Beloved, your faith doesn't have to be perfect in order for it to be real. Don't hold up some false standard that, "I'm going to get really perfect in my faith and then I'll know I'll be saved." No. No, you just go to Christ and believe his promise and say, "The Lord, the perfect one here in this relationship is you, and in all of my mixed emotions and mixed understandings and all of that, Lord, fundamentally I reach out and I trust you and I receive you." And if you would reach out to Christ like that, he would say the same thing to you that he said to that woman 2,000 years ago, "Your faith has saved you.
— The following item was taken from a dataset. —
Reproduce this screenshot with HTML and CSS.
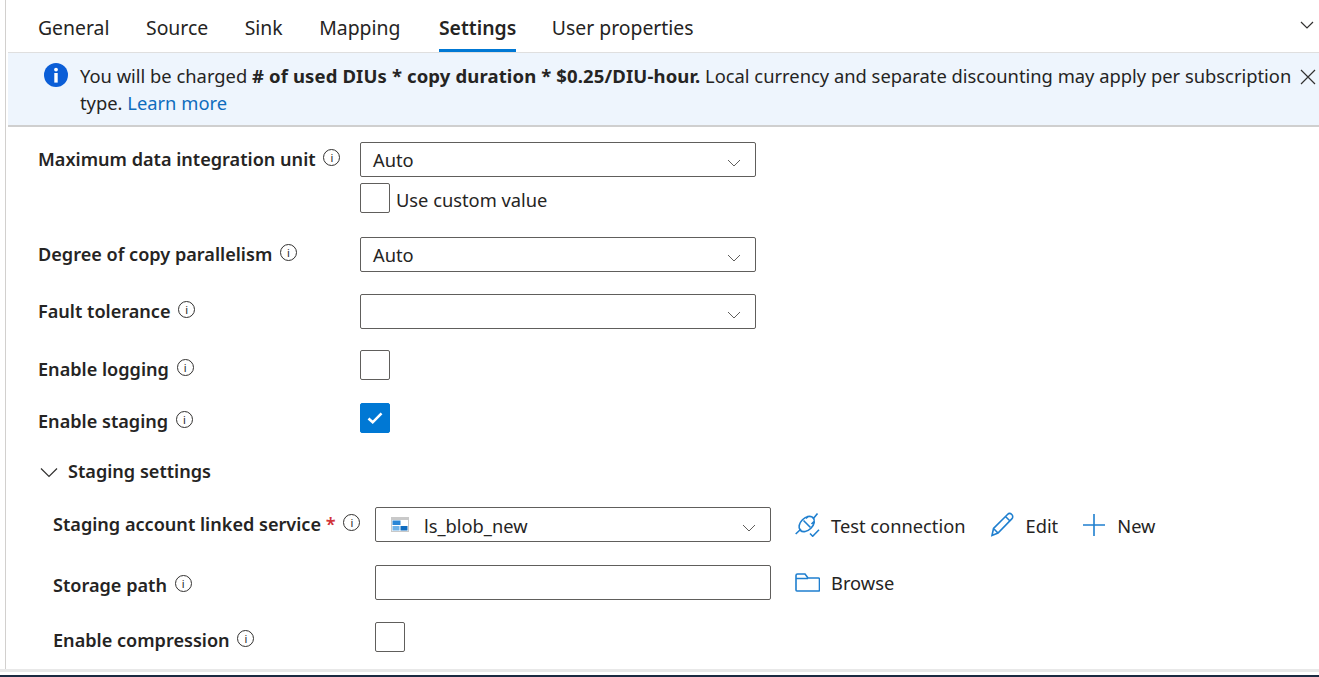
FILE: index.html
```html
<!DOCTYPE html>
<html lang="en">
<head>
    <meta charset="UTF-8">
    <title>Settings</title>
    <link rel="stylesheet" href="styles.css">
</head>
<body>
<section class="main">
    <nav class="tabs">
        <a class="tab">General</a>
        <a class="tab">Source</a>
        <a class="tab">Sink</a>
        <a class="tab">Mapping</a>
        <a class="tab active">Settings</a>
        <a class="tab">User properties</a>
        <svg class="tabs-toggle" width="16" height="10" viewBox="0 0 16 10"><path d="M2 2l6 6 6-6" class="line"/></svg>
    </nav>

    <div class="banner">
        <svg class="banner-icon" width="26" height="26" viewBox="0 0 26 26">
            <circle cx="13" cy="13" r="12" fill="#0b5ed7"/>
            <circle cx="13" cy="7.6" r="1.9" fill="#fff"/>
            <rect x="11.3" y="11" width="3.4" height="9.6" fill="#fff"/>
        </svg>
        <p class="banner-text"><span>You will be charged </span><b># of used DIUs * copy duration * $0.25/DIU-hour.</b><span> Local currency and separate discounting may apply per subscription type. </span><a class="link">Learn more</a></p>
        <svg class="banner-close" width="16" height="16" viewBox="0 0 16 16"><path d="M1 1l14 14M15 1L1 15" class="line"/></svg>
    </div>

    <form class="form">
        <div class="row row-dtu">
            <label class="label">Maximum data integration unit <i class="tip">i</i></label>
            <div class="stack">
                <div class="select"><span>Auto</span><svg class="chev" width="14" height="8" viewBox="0 0 14 8"><path d="M1 1l6 6 6-6" class="line"/></svg></div>
                <div class="check-line"><span class="check"></span><span class="check-text">Use custom value</span></div>
            </div>
        </div>
        <div class="row row-par">
            <label class="label">Degree of copy parallelism <i class="tip">i</i></label>
            <div class="select"><span>Auto</span><svg class="chev" width="14" height="8" viewBox="0 0 14 8"><path d="M1 1l6 6 6-6" class="line"/></svg></div>
        </div>
        <div class="row row-fault">
            <label class="label">Fault tolerance <i class="tip">i</i></label>
            <div class="select"><span></span><svg class="chev" width="14" height="8" viewBox="0 0 14 8"><path d="M1 1l6 6 6-6" class="line"/></svg></div>
        </div>
        <div class="row row-log">
            <label class="label label-low">Enable logging <i class="tip">i</i></label>
            <span class="check"></span>
        </div>
        <div class="row row-stage">
            <label class="label label-mid">Enable staging <i class="tip">i</i></label>
            <span class="check checked"><svg width="16" height="14" viewBox="0 0 16 14"><path d="M1.500 7.500l4.200 3.800 8.800-9" fill="none" stroke="#fff" stroke-width="2.600"/></svg></span>
        </div>

        <div class="section-head">
            <svg width="20" height="11" viewBox="0 0 20 11"><path d="M2 1.500l8 8 8-8" class="line"/></svg>
            <b>Staging settings</b>
        </div>

        <div class="sub">
            <div class="row row-svc">
                <label class="label">Staging account linked service <em class="req">*</em> <i class="tip">i</i></label>
                <div class="select select-svc">
                    <svg class="blob" width="18" height="15" viewBox="0 0 18 15">
                        <rect width="18" height="15" fill="#c9c9c9"/>
                        <rect x="1" y="3" width="16" height="11" fill="#fff"/>
                        <rect x="1.500" y="3.500" width="8" height="4.500" fill="#2a86d6"/>
                        <rect x="1.500" y="9" width="7" height="4.500" fill="#6fb2e8"/>
                        <rect x="9.500" y="9" width="7" height="4.500" fill="#0f6cc0"/>
                    </svg>
                    <span>ls_blob_new</span>
                    <svg class="chev" width="14" height="8" viewBox="0 0 14 8"><path d="M1 1l6 6 6-6" class="line"/></svg>
                </div>
                <div class="actions">
                    <a class="action">
                        <svg width="25" height="24" viewBox="0 0 25 24" class="blue">
                            <ellipse cx="11.700" cy="11" rx="9" ry="6" transform="rotate(-45 11.700 11)"/>
                            <path d="M8.500 7.500l7 7M.7 21l5.300-5M18 6l4.500-5.500M11 5.500l2.500-2.500M16.500 11l2.500-2.500"/>
                            <path d="M15 20.500l2.700 2.700 6.300-6.500"/>
                        </svg>
                        <span>Test connection</span>
                    </a>
                    <a class="action">
                        <svg width="25" height="25" viewBox="0 0 25 25" class="blue">
                            <path d="M2 23.500l1.500-7L17.500 2.500c1.200-1.200 3-1.200 4.300 0s1.200 3.200 0 4.400L8 21z M3.500 16.500L8 21M15.500 4.500l4.500 4.500"/>
                        </svg>
                        <span>Edit</span>
                    </a>
                    <a class="action">
                        <svg width="24" height="24" viewBox="0 0 24 24" class="blue"><path d="M12 1v22M1 12h22"/></svg>
                        <span>New</span>
                    </a>
                </div>
            </div>
            <div class="row row-path">
                <label class="label label-path">Storage path <i class="tip">i</i></label>
                <div class="select select-svc"></div>
                <div class="actions">
                    <a class="action">
                        <svg width="25" height="19" viewBox="0 0 25 19" class="blue"><path d="M1 17V2.500C1 1.700 1.700 1 2.500 1h7.500l3 4h10.500c.8 0 1 .7 1 1.500V17c0 .6-.4 1-1 1H2c-.6 0-1-.4-1-1z M1 5.500h12"/></svg>
                        <span>Browse</span>
                    </a>
                </div>
            </div>
            <div class="row row-comp">
                <label class="label label-mid">Enable compression <i class="tip">i</i></label>
                <span class="check"></span>
            </div>
        </div>
    </form>
</section>
<footer class="bottom"></footer>
</body>
</html>
```

FILE: styles.css
```css
* {
    margin: 0;
    padding: 0;
    box-sizing: border-box;
}
html, body {
    height: 100%;
    overflow: hidden;
}
body {
    background: #fff;
    font-family: "Noto Sans", "Open Sans", sans-serif;
    font-size: 18.300px;
    color: #252423;
    display: flex;
    flex-direction: column;
}
.main {
    height: 669px;
    margin-left: 5px;
    padding-left: 2px;
    border-left: 1px solid #d2d0ce;
    flex: none;
}
.bottom {
    flex: 1;
    border-top: 3px solid #e8e8e8;
    background: linear-gradient(#fff 0 3px, #1b2a41 3px);
}
.line {
    fill: none;
    stroke: #323130;
    stroke-width: 1.200;
}
.blue {
    fill: none;
    stroke: #1f7fcf;
    stroke-width: 1.600;
}

/* tabs */
.tabs {
    display: flex;
    align-items: flex-start;
    gap: 36.500px;
    height: 52px;
    padding-left: 30px;
    position: relative;
}
.tab {
    height: 52px;
    line-height: 56px;
    font-size: 19.400px;
    white-space: nowrap;
}
.tab.active {
    font-weight: 600;
    margin: 0 -1px 0 2px;
    border-bottom: 3px solid #0078d4;
}
.tabs-toggle {
    position: absolute;
    right: 4px;
    top: 20px;
}

/* banner */
.banner {
    display: flex;
    height: 75px;
    background: #eef5fd;
    border-top: 1px solid #dfdfdf;
    border-bottom: 2px solid #cfcfcf;
    position: relative;
    padding: 9px 0 0 35px;
}
.banner-icon {
    flex: none;
    margin-right: 11px;
}
.banner-text {
    width: 1222px;
    line-height: 27px;
    font-size: 18.350px;
}
.banner-text b {
    font-size: 18.500px;
    font-weight: 700;
    letter-spacing: .13px;
}
.banner-close {
    position: absolute;
    right: 3px;
    top: 16px;
}
.link {
    color: #0f6cbd;
}

/* form */
.form {
    padding-left: 30px;
}
.row {
    display: flex;
    align-items: flex-start;
}
.row-dtu { margin-top: 15px; }
.row-par { margin-top: 24px; }
.row-fault { margin-top: 22px; }
.row-log { margin-top: 21px; }
.row-stage { margin-top: 15px; }
.label {
    width: 322px;
    flex: none;
    font-weight: 600;
    font-size: 18.100px;
    line-height: 34px;
    white-space: nowrap;
}
.label-mid {
    line-height: 36px;
}
.label-low {
    line-height: 38px;
}
.label-path {
    line-height: 40px;
}
.tip {
    display: inline-block;
    width: 17px;
    height: 17px;
    margin-left: 3px;
    border: 1px solid #323130;
    border-radius: 50%;
    font: normal 11px/15px "Noto Sans", sans-serif;
    text-align: center;
    vertical-align: 4px;
}
.req {
    color: #d13438;
    font-style: normal;
}
.select {
    width: 396px;
    height: 35px;
    border: 1px solid #605e5c;
    border-radius: 2px;
    display: flex;
    align-items: center;
    padding: 0 14px 0 12px;
    line-height: 33px;
}
.chev {
    margin-left: auto;
    margin-top: 7px;
}
.chev .line {
    stroke: #605e5c;
    stroke-width: 1;
}
.stack {
    width: 396px;
}
.check-line {
    display: flex;
    align-items: center;
    gap: 6px;
    margin-top: 6px;
}
.check-text {
    margin-top: 2px;
}
.check {
    display: flex;
    align-items: center;
    justify-content: center;
    width: 30px;
    height: 30px;
    border: 1px solid #605e5c;
    border-radius: 2px;
    flex: none;
}
.check.checked {
    background: #0078d4;
    border-color: #0078d4;
}
.section-head {
    display: flex;
    align-items: center;
    gap: 9px;
    margin: 18px 0 0 1px;
    height: 28px;
}
.section-head b {
    font-weight: 600;
    font-size: 18.100px;
}
.section-head svg {
    margin-top: 3px;
}
.sub {
    padding-left: 15px;
}
.row-svc { margin-top: 22px; }
.row-svc .select span,
.row-svc .action span {
    margin-top: 2px;
}
.row-path { margin-top: 23px; }
.row-comp { margin-top: 17px; }
.actions {
    display: flex;
    align-items: center;
    height: 35px;
    margin-left: 24px;
    gap: 24px;
}
.action {
    display: flex;
    align-items: center;
    gap: 11px;
}
.select-svc {
    gap: 15px;
    padding-left: 15px;
}
```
Go in peace." So don't look for perfection in your disposition, look for the reality.
The godly mind, the reality is this, the godly mind repents of sin and trusts in Christ. Is that your mind about sin?
Let's pray together.
Lord, we thank you that in Christ we have a perfect Savior, and though our repentance and our faith is imperfect and faltering at times, we have a Savior who is perfect and unfaltering, we have a Lord who loves sinners and shows kindness to them in mercy. You have done it to us, Lord, you've shown that kind of mercy and grace to us, and so as we discuss these things and as we meditate on them going forward, Lord, we just pray that you would bring these things from your word to fruition and to maturity in our minds. Let each one under the sound of my voice, Father, come truly to Christ for salvation. May those who have been struggling with despair find in a renewed proclamation of Christ the joy that brings hope to their souls. Help those that are struggling with sin, Father. Be merciful and kind to them. Break the power of sin afresh. Let them walk in newness of life. Let there be a settled disposition of repentance in each one of us, forsaking sin, forsaking the world, forsaking all others and embracing Christ alone as our love, as our Lord, as our leader, as our friend, as our brother who represents us in heaven. Father, we are grateful for our salvation. We would have each one here know Christ truly and we pray that you would use what we've discussed here this evening to that great end. We pray in Jesus' name. Amen.